Masks can be terrifying—see any horror movie for proof there—but on the Instagram page @Fashion_For_Bank_Robbers, masks exist as objects of fascination and beauty. The account was founded in August of 2018 and over its 215 posts, you can find Pat McGrath’s delicate petals and pearls for Givenchy’s Spring 2015 show, James Merry’s entomological masks for Björk, and the work of a wide array of young and established designers and artists. Carina Shoshtary, an artist and mask-maker in her own right, runs the account from Germany, aggregating the most awe-inspiring facial coverings from around the globe.

“The subject of masks and headpieces had fascinated me for a few years already, and I started collecting images of contemporary pieces a while ago to get an idea of what is going on in that field,” she says. “The fact that we usually don’t wear headpieces and masks in daily life, with the exception of hats, seems to give artists more freedom to create quirky extraordinary pieces. I couldn’t find an Instagram page which picked up on the subject with a similar aesthetics to what I am looking for. So I started the ‘fashion for bank robbers’ page to continue my research publicly.”

With around 33,200 followers, the account has grown from a personal research project to a rare corner of social media that’s about beauty over voyeurism. It’s also, thanks to Shoshtary’s specific eye, pretty democratic, with established milliners like Philip Treacy displayed alongside art students and independent designers. “I am looking for a strong authentic artistic expression, great craftsmanship, and a bit of myth and magic,” she says of her curation style.

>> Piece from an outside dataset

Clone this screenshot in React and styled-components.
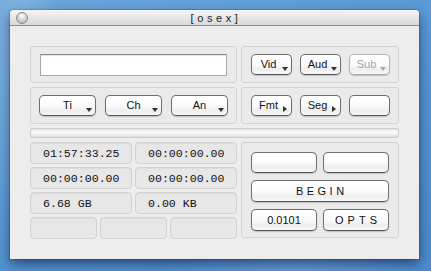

The rise of masks is not just happening on your iPhone screen either. Shoshtary said the goal of her page is to “promote the work of people who make authentic innovative wearable pieces, to connect with them for potential future projects—I have a couple of ideas—and to inspire other artists to create wonderfully strange things.” It seems to be working. On the Fall 2019 runways, no accessory was more essential than a perfectly strange, totally face-obscuring mask. Gucci made haunting spiked masks. Marine Serre updated the balaclava. Richard Quinn covered up his models in floral scarves. Just wait for the Met Gala on May 6 to see which ones waltz up the grand staircase. It was Susan Sontag herself who said camp art is a decorative art—and what’s more surreally decorative than a mask?